DATASET ENTRIES:
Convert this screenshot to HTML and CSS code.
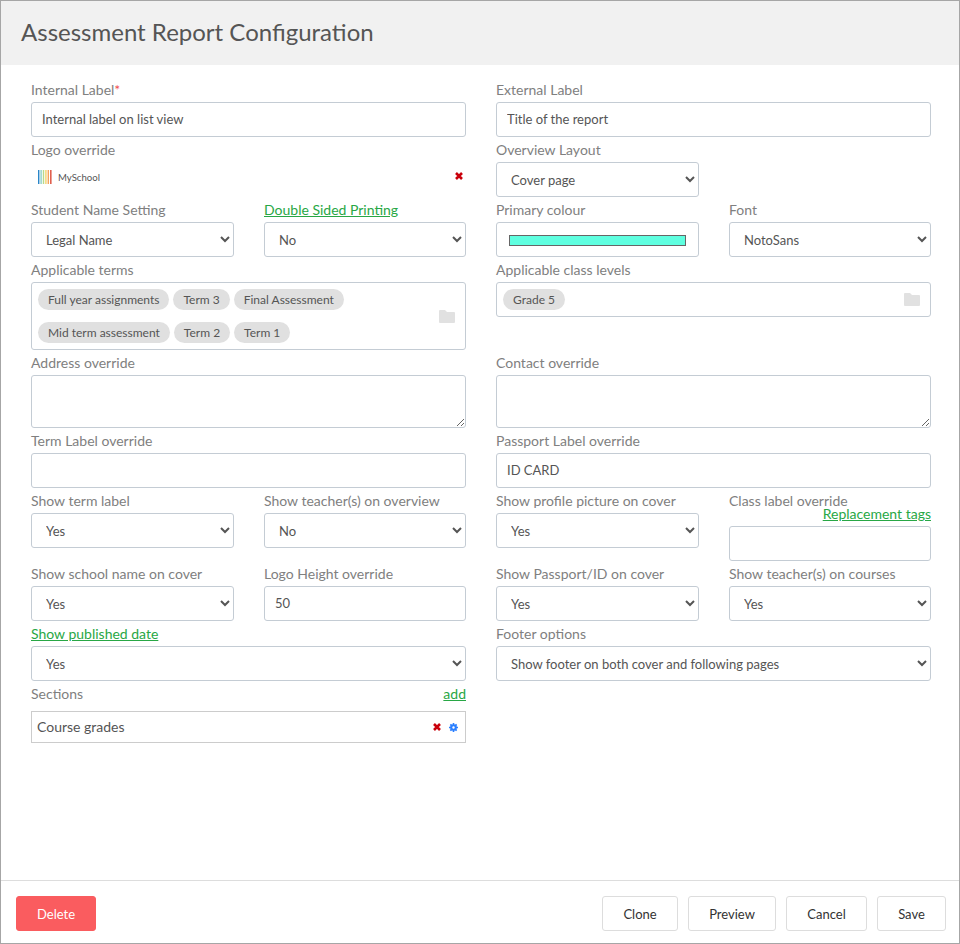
FILE: index.html
```html
<!DOCTYPE html>
<html lang="en">
<head>
<meta charset="utf-8">
<title>Assessment Report Configuration</title>
<link rel="stylesheet" href="styles.css">
</head>
<body>
<div class="dialog">
  <header class="head"><h1>Assessment Report Configuration</h1></header>
  <main class="form">
    <div class="field s2"><label class="label">Internal Label<span class="req">*</span></label><input class="ctl" value="Internal label on list view"></div>
    <div class="field s2"><label class="label">External Label</label><input class="ctl" value="Title of the report"></div>

    <div class="field s2"><label class="label">Logo override</label>
      <div class="logo">
        <span class="brand">
          <svg class="stripes" viewBox="0 0 14 14" width="14" height="14"><rect x="0" width="1.4" height="14" fill="#2a86c8"/><rect x="2.4" width="1.4" height="14" fill="#8fd0c8"/><rect x="4.8" width="1.4" height="14" fill="#b8d98a"/><rect x="7.2" width="1.4" height="14" fill="#f5d36b"/><rect x="9.6" width="1.4" height="14" fill="#f3a35e"/><rect x="12" width="1.6" height="14" fill="#e0604f"/></svg>
          <span class="brand-name">MySchool</span>
        </span>
        <svg class="ico-x" viewBox="0 0 8 8" width="8" height="8"><path d="M1 1L7 7M7 1L1 7" stroke="#c9000b" stroke-width="2.6"/></svg>
      </div>
    </div>
    <div class="field"><label class="label">Overview Layout</label><select class="ctl sel"><option>Cover page</option></select></div>
    <div></div>

    <div class="field"><label class="label">Student Name Setting</label><select class="ctl sel"><option>Legal Name</option></select></div>
    <div class="field"><a class="label link" href="#">Double Sided Printing</a><select class="ctl sel"><option>No</option></select></div>
    <div class="field"><label class="label">Primary colour</label><div class="ctl swatch-box"><div class="swatch"></div></div></div>
    <div class="field"><label class="label">Font</label><select class="ctl sel"><option>NotoSans</option></select></div>

    <div class="field s2"><label class="label">Applicable terms</label>
      <div class="ctl tagbox">
        <div class="tags">
          <div class="tag-line"><span class="tag">Full year assignments</span><span class="tag">Term 3</span><span class="tag">Final Assessment</span></div>
          <div class="tag-line"><span class="tag">Mid term assessment</span><span class="tag">Term 2</span><span class="tag">Term 1</span></div>
        </div>
        <svg class="folder" viewBox="0 0 16 13" width="16" height="13"><path d="M0 1a1 1 0 0 1 1-1h5l2 2h7a1 1 0 0 1 1 1v9a1 1 0 0 1-1 1H1a1 1 0 0 1-1-1z" fill="#e1e1e1"/></svg>
      </div>
    </div>
    <div class="field s2"><label class="label">Applicable class levels</label>
      <div class="ctl tagbox single">
        <div class="tags"><div class="tag-line"><span class="tag">Grade 5</span></div></div>
        <svg class="folder" viewBox="0 0 16 13" width="16" height="13"><path d="M0 1a1 1 0 0 1 1-1h5l2 2h7a1 1 0 0 1 1 1v9a1 1 0 0 1-1 1H1a1 1 0 0 1-1-1z" fill="#e1e1e1"/></svg>
      </div>
    </div>

    <div class="field s2"><label class="label">Address override</label><textarea class="ctl area"></textarea></div>
    <div class="field s2"><label class="label">Contact override</label><textarea class="ctl area"></textarea></div>

    <div class="field s2"><label class="label">Term Label override</label><input class="ctl" value=""></div>
    <div class="field s2"><label class="label">Passport Label override</label><input class="ctl" value="ID CARD"></div>

    <div class="field"><label class="label">Show term label</label><select class="ctl sel"><option>Yes</option></select></div>
    <div class="field"><label class="label">Show teacher(s) on overview</label><select class="ctl sel"><option>No</option></select></div>
    <div class="field"><label class="label">Show profile picture on cover</label><select class="ctl sel"><option>Yes</option></select></div>
    <div class="field"><label class="label tight">Class label override</label><a class="tags-link" href="#">Replacement tags</a><input class="ctl" value=""></div>

    <div class="field"><label class="label">Show school name on cover</label><select class="ctl sel"><option>Yes</option></select></div>
    <div class="field"><label class="label">Logo Height override</label><input class="ctl" value="50"></div>
    <div class="field"><label class="label">Show Passport/ID on cover</label><select class="ctl sel"><option>Yes</option></select></div>
    <div class="field"><label class="label">Show teacher(s) on courses</label><select class="ctl sel"><option>Yes</option></select></div>

    <div class="field s2"><a class="label link" href="#">Show published date</a><select class="ctl sel"><option>Yes</option></select></div>
    <div class="field s2"><label class="label">Footer options</label><select class="ctl sel"><option>Show footer on both cover and following pages</option></select></div>

    <div class="field s2">
      <div class="label section-head"><span>Sections</span><a class="link" href="#">add</a></div>
      <div class="section-row">
        <span class="section-name">Course grades</span>
        <span class="section-icons">
          <svg viewBox="0 0 8 8" width="8" height="8"><path d="M1 1L7 7M7 1L1 7" stroke="#c9000b" stroke-width="2.6"/></svg>
          <svg viewBox="0 0 10 10" width="9" height="9"><path d="M5 0v10M0 5h10M1.5 1.5l7 7M8.5 1.5l-7 7" stroke="#2a7fff" stroke-width="1.8"/><circle cx="5" cy="5" r="3.7" fill="#2a7fff"/><circle cx="5" cy="5" r="1.3" fill="#fff"/></svg>
        </span>
      </div>
    </div>
  </main>
  <footer class="foot">
    <button class="btn danger">Delete</button>
    <div class="actions">
      <button class="btn clone">Clone</button>
      <button class="btn preview">Preview</button>
      <button class="btn cancel">Cancel</button>
      <button class="btn save">Save</button>
    </div>
  </footer>
</div>
</body>
</html>
```
FILE: styles.css
```css
* { box-sizing: border-box; }
html, body { margin: 0; height: 100%; }
body { font-family: Lato, "Liberation Sans", sans-serif; font-size: 14px; color: #555; background: #fff; }
.dialog { height: 944px; width: 960px; border: 1px solid #a6a6a6; display: flex; flex-direction: column; overflow: hidden; }
.head { height: 64px; background: #f1f1f1; padding: 0 20px 4px; display: flex; align-items: center; flex: none; }
.head h1 { margin: 0; font-size: 24px; font-weight: 400; color: #555; }
.form { flex: 1; padding: 17px 0 0 30px; display: grid; grid-template-columns: 203px 202px 203px 202px; column-gap: 30px; grid-auto-rows: min-content; align-content: start; }
.field { padding-bottom: 5px; min-width: 0; display: flex; flex-direction: column; }
.s2 { grid-column: span 2; }
.label { display: block; height: 20px; line-height: 16px; color: #808080; font-size: 14px; }
.label.tight { height: 13px; }
.req { color: #f0504f; }
.link { color: #28a745; text-decoration: underline; }
.tags-link { display: block; height: 20px; line-height: 16px; text-align: right; color: #28a745; text-decoration: underline; }
.ctl { display: block; width: 100%; height: 35px; border: 1px solid #c4ccd4; border-radius: 3px; background: #fff; color: #555; font-family: inherit; font-size: 13px; padding: 5px 10px 6px; outline: none; }
.sel { padding: 6px 10px; }
.logo { height: 35px; display: flex; align-items: center; justify-content: space-between; padding: 0 3px 5px 7px; }
.brand { display: flex; align-items: center; gap: 6px; }
.brand-name { font-size: 9.6px; color: #555; }
.ico-x { display: block; margin-top: -3px; }
.swatch-box { padding: 12px 12px 0; }
.swatch { height: 11px; background: #5fffe0; border: 1px solid #666; }
.tagbox { height: auto; display: flex; align-items: center; justify-content: space-between; padding: 6px 10px 6px 6px; }
.tags { display: flex; flex-direction: column; gap: 12px; }
.tag-line { display: flex; gap: 4px; }
.tag { height: 21px; line-height: 21px; padding: 0 10px; border-radius: 11px; background: #e0e0e0; font-size: 12px; color: #555; white-space: nowrap; }
.folder { flex: none; }
.single { height: 35px; }
.area { height: 53px; resize: both; }
.section-head { height: 25px; display: flex; justify-content: space-between; }
.section-row { height: 32px; border: 1px solid #ccc; display: flex; align-items: center; justify-content: space-between; padding: 0 7px 0 5px; color: #555; }
.section-name { padding-bottom: 2px; }
.section-icons { display: flex; align-items: center; gap: 8px; }
.section-icons svg { display: block; }
.foot { height: 63px; flex: none; border-top: 1px solid #ddd; display: flex; align-items: flex-start; justify-content: space-between; padding: 15px 13px 0 15px; }
.actions { display: flex; gap: 10px; }
.btn { height: 35px; border: 1px solid #ddd; border-radius: 3px; background: #fff; color: #333; font-family: inherit; font-size: 13px; padding: 0; }
.danger { width: 80px; background: #fa5c5f; border-color: #fa5c5f; color: #fff; }
.clone { width: 76px; }
.preview { width: 88px; }
.cancel { width: 81px; }
.save { width: 69px; }
```
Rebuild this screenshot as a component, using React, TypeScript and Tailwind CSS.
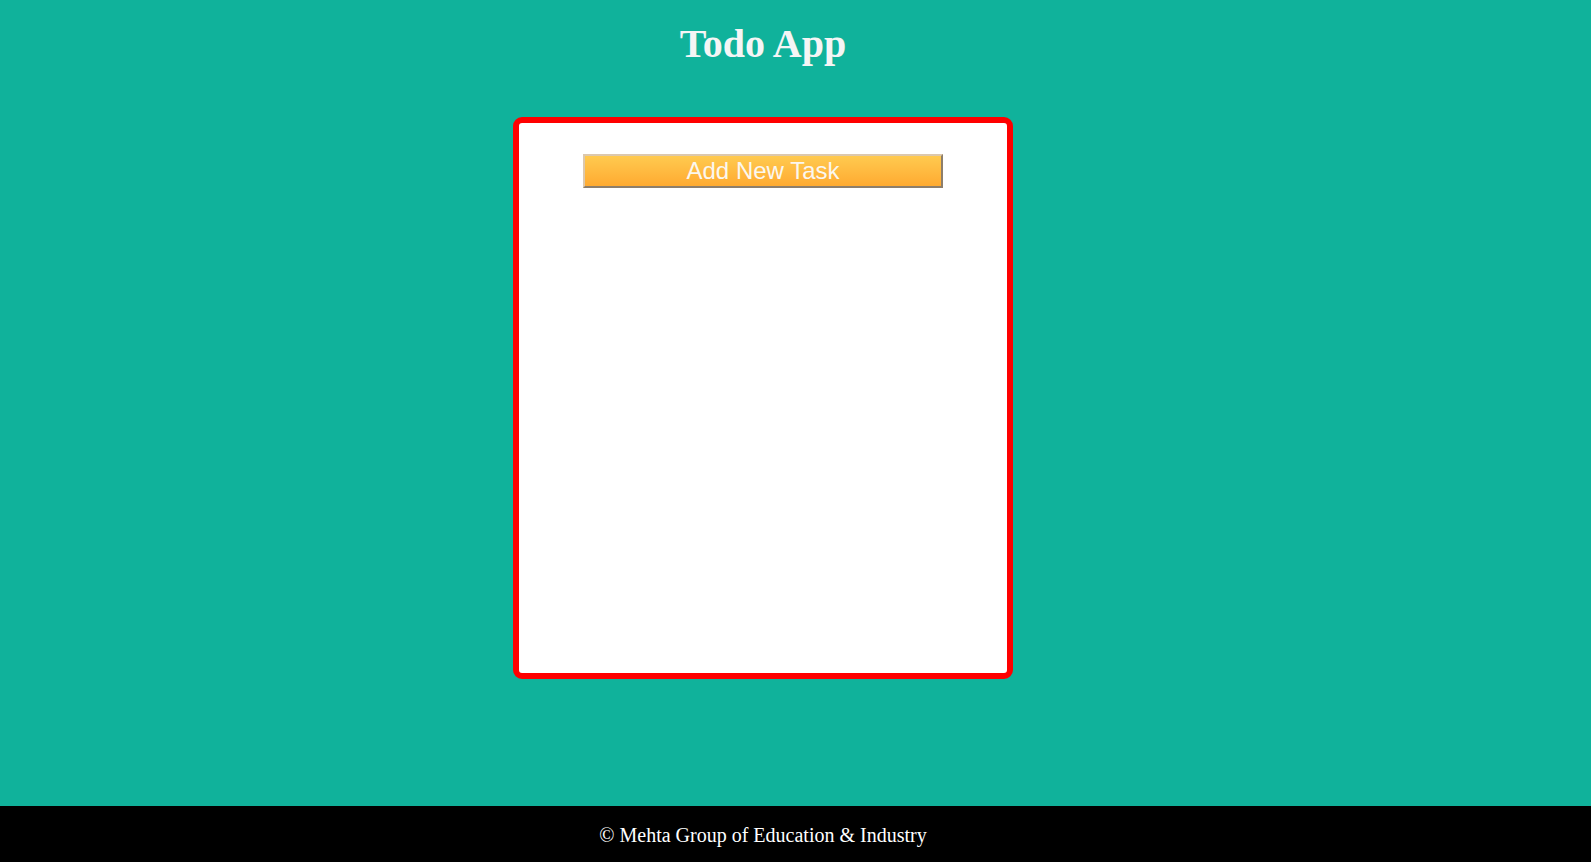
export default function App() {
  return (
    <div className="flex h-[862px] flex-col bg-[#10b29b]">
      <main className="flex w-[1526px] flex-1 flex-col items-center">
        <h1 className="mt-[19px] text-[40px] leading-[50px] font-bold text-[#f5f5f5] [font-family:'Liberation_Serif',serif]">
          Todo App
        </h1>
        <div className="mt-[48px] flex h-[562px] w-[500px] flex-col items-center rounded-[9px] border-[6px] border-[#ff0000] bg-white">
          <button className="mt-[31px] h-[34px] w-[360px] border-2 border-t-[#dcc8ad] border-l-[#dcc8ad] border-r-[#8d7e6b] border-b-[#8d7e6b] bg-gradient-to-b from-[#ffca4f] to-[#ffaa30] text-[24px] leading-[28px] text-[#fbf7ef] [font-family:'Liberation_Sans',Arial,sans-serif]">
            Add New Task
          </button>
        </div>
      </main>
      <footer className="flex h-[56px] w-full items-center bg-black pt-[2px]">
        <div className="w-[1526px] text-center text-[20px] text-white [font-family:'Liberation_Serif',serif]">
          © Mehta Group of Education &amp; Industry
        </div>
      </footer>
    </div>
  );
}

STATED GOAL: Extract, verbatim and alone, the lines from the line that contains "Rebuild this screenshot" to the last line of the records, inclusive; drop any picture.

ANSWER TO THIS EXERCISE:
Rebuild this screenshot as a component, using React, TypeScript and Tailwind CSS.
export default function App() {
  return (
    <div className="flex h-[862px] flex-col bg-[#10b29b]">
      <main className="flex w-[1526px] flex-1 flex-col items-center">
        <h1 className="mt-[19px] text-[40px] leading-[50px] font-bold text-[#f5f5f5] [font-family:'Liberation_Serif',serif]">
          Todo App
        </h1>
        <div className="mt-[48px] flex h-[562px] w-[500px] flex-col items-center rounded-[9px] border-[6px] border-[#ff0000] bg-white">
          <button className="mt-[31px] h-[34px] w-[360px] border-2 border-t-[#dcc8ad] border-l-[#dcc8ad] border-r-[#8d7e6b] border-b-[#8d7e6b] bg-gradient-to-b from-[#ffca4f] to-[#ffaa30] text-[24px] leading-[28px] text-[#fbf7ef] [font-family:'Liberation_Sans',Arial,sans-serif]">
            Add New Task
          </button>
        </div>
      </main>
      <footer className="flex h-[56px] w-full items-center bg-black pt-[2px]">
        <div className="w-[1526px] text-center text-[20px] text-white [font-family:'Liberation_Serif',serif]">
          © Mehta Group of Education &amp; Industry
        </div>
      </footer>
    </div>
  );
}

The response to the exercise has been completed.